Analysis: Germany has not yet become the victim of a major terrorist attack. This is not due to effective counter-measures but rather to the fact that until 2006 Germany had not been a target as important as, for instance, the UK, Spain and Italy and that the number of radicalised Muslims in Germany was lower than in Western European countries. Rather, Germany has preserved its role as a logistics base and a refuge for Jihadist terrorists. Nevertheless, there are numerous terrorist structures in Germany, which might be categorised as follows:

  • The organised Jihadists: these are Jihadists who are affiliated to foreign organisations like al-Qaeda, al-Qaeda in Iraq or Ansar al-Islam and act on their behalf. These groups are in their majority nationally homogenous and consist of, for example, Palestinians or Iraqi Kurds. These mainly use Germany as a refuge and a support basis, but have in some instances hatched terrorist plots as well.
  • The independent Jihadists: these are groups who act more independently than the organised Jihadists. In most cases, however, they either try to establish contacts with organisations abroad or there are hints that they might have relations with larger structures. The ‘suitcase bombers’ of 2006 were such a case.
  • The new Internationalists: these are members of German Jihadist groups who are mainly of Turkish and Kurdish origin, but have built a truly transnational network in conjunction with al-Qaeda and Uzbek groups in Pakistan and Turkey.

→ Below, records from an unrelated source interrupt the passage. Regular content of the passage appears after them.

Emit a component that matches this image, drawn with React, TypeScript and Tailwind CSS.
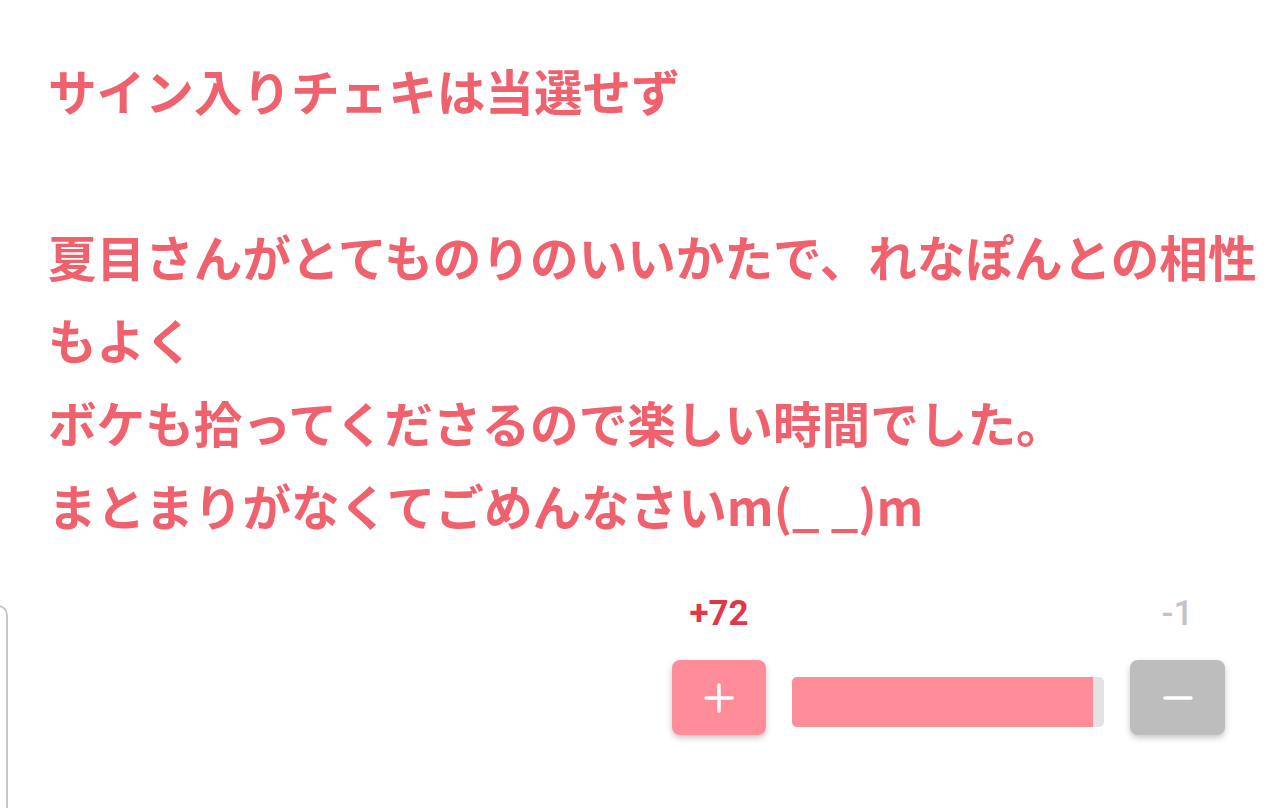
import React from "react";

const font = { fontFamily: '"Noto Sans CJK JP", "Noto Sans", sans-serif' };
const numFont = { fontFamily: 'Roboto, "Noto Sans", sans-serif' };

export default function App() {
  return (
    <div className="relative w-[1280px] h-[808px] overflow-hidden bg-white" style={font}>
      <div className="pl-[48px] pt-[49px] w-[1260px] text-[48.6px] leading-[83px] font-bold text-[#f0616e]">
        <p>サイン入りチェキは当選せず</p>
        <p>&nbsp;</p>
        <p>夏目さんがとてものりのいいかたで、れなぽんとの相性もよく</p>
        <p>ボケも拾ってくださるので楽しい時間でした。</p>
        <p>まとまりがなくてごめんなさいm(_ _)m</p>
      </div>

      <div className="flex justify-end pr-[55px] mt-[47px]">
        <div className="grid grid-cols-[94px_312px_95px] gap-x-[26px]">
          <div className="text-center text-[35px] leading-[40px] font-bold text-[#e2364a]" style={numFont}>+72</div>
          <div />
          <div className="text-center text-[35px] leading-[40px] font-medium text-[#c4c4c4]" style={numFont}>-1</div>
          <button className="mt-[26px] h-[75px] rounded-[8px] bg-[#ff8d99] shadow-[0_3px_6px_rgba(0,0,0,0.22)] flex items-center justify-center">
            <svg width="32" height="32" viewBox="0 0 32 32">
              <path d="M16 3v26M3 16h26" stroke="white" strokeWidth="3.5" strokeLinecap="round" />
            </svg>
          </button>
          <div className="mt-[43px] h-[50px] rounded-[5px] bg-[#e3e3e3] overflow-hidden flex">
            <div className="h-full w-[301px] bg-[#ff8d99]" />
          </div>
          <button className="mt-[26px] h-[75px] rounded-[8px] bg-[#bdbdbd] shadow-[0_3px_6px_rgba(0,0,0,0.22)] flex items-center justify-center">
            <svg width="32" height="32" viewBox="0 0 32 32">
              <path d="M3 16h26" stroke="white" strokeWidth="3.5" strokeLinecap="round" />
            </svg>
          </button>
        </div>
      </div>

      <div className="absolute left-[-100px] top-[605px] w-[108px] h-[300px] rounded-[10px] border-2 border-[#c8c8c8] bg-white" />
    </div>
  );
}
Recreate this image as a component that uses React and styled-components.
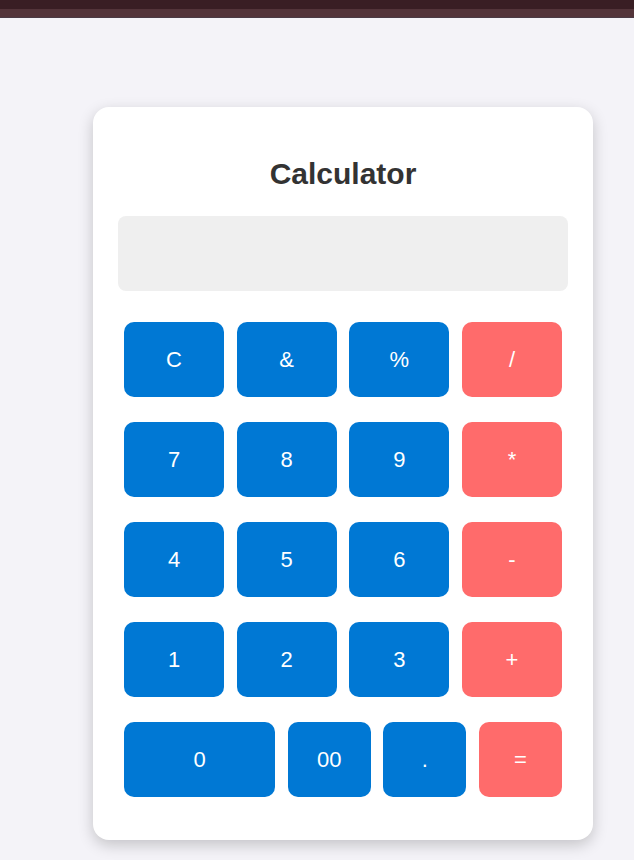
import React from "react";
import styled, { createGlobalStyle } from "styled-components";

const GlobalStyle = createGlobalStyle`
  * { box-sizing: border-box; }
  body {
    margin: 0;
    background: #f4f3f8;
    font-family: "Liberation Sans", Arial, sans-serif;
  }
`;

const TopBar = styled.div`
  height: 18px;
  background: linear-gradient(to bottom, #391e24 0, #391e24 9px, #53343a 9px, #53343a 17px, #4a3a44 17px);
`;

const Page = styled.div`
  padding: 89px 0 20px 93px;
`;

const Card = styled.div`
  width: 500px;
  padding: 25px 25px 43px;
  background: #ffffff;
  border-radius: 16px;
  box-shadow: 0 5px 15px rgba(0, 0, 0, 0.2);
`;

const Title = styled.h2`
  margin: 25px 0 25px;
  font-size: 30px;
  line-height: 34px;
  font-weight: bold;
  color: #333333;
  text-align: center;
`;

const Display = styled.div`
  height: 75px;
  background: #efefef;
  border-radius: 8px;
`;

const Keypad = styled.div`
  display: flex;
  flex-direction: column;
  gap: 25px;
  padding: 0 6px;
  margin-top: 31px;
`;

const Row = styled.div`
  display: grid;
  grid-template-columns: ${(props) => (props.$wide ? "1.82fr 1fr 1fr 1fr" : "repeat(4, 1fr)")};
  column-gap: 12.67px;
`;

const Key = styled.button`
  height: 75px;
  border: none;
  border-radius: 10px;
  background: ${(props) => (props.$op ? "#ff6b6b" : "#0078d4")};
  color: #ffffff;
  font-family: "Liberation Sans", Arial, sans-serif;
  font-size: 22px;
  cursor: pointer;
`;

const rows = [
  [["C"], ["&"], ["%"], ["/", true]],
  [["7"], ["8"], ["9"], ["*", true]],
  [["4"], ["5"], ["6"], ["-", true]],
  [["1"], ["2"], ["3"], ["+", true]],
];

const App = () => {
  return (
    <>
      <GlobalStyle />
      <TopBar />
      <Page>
        <Card>
          <Title>Calculator</Title>
          <Display />
          <Keypad>
            {rows.map((row, i) => (
              <Row key={i}>
                {row.map(([label, op]) => (
                  <Key key={label} $op={op}>
                    {label}
                  </Key>
                ))}
              </Row>
            ))}
            <Row $wide>
              <Key>0</Key>
              <Key>00</Key>
              <Key>.</Key>
              <Key $op>=</Key>
            </Row>
          </Keypad>
        </Card>
      </Page>
    </>
  );
};

export default App;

While the organised Jihadists have been most active in Germany in the first years after 2001, many of them were prosecuted and/or remain under surveillance. The independent Jihadists have been a new phenomenon which only emerged from 2005. The biggest threat, however, has emerged with the Turkish-Kurdish internationalists. These form a loosely connected group of several dozen activists, most of whom went to Pakistan to receive training in a camp of the Uzbek Islamic Jihad Union and planned to attack American targets in Germany in the autumn of 2007. The German security services have still not found the means to effectively control their activities.

The Organised Jihadists
For some five years after the 11 September attacks, Germany mainly remained a logistical base and a refuge for Jihadist terrorists. Due to various legal loopholes, Germany was an almost perfect haven for organisations like al-Qaeda to establish logistics and financing networks. Although it was a coincidence that the pilots of the 9/11 plot were studying at German universities when they first went to join al-Qaeda in Afghanistan, Germany proved well suited as a base of operations from which to organise the attacks on the US.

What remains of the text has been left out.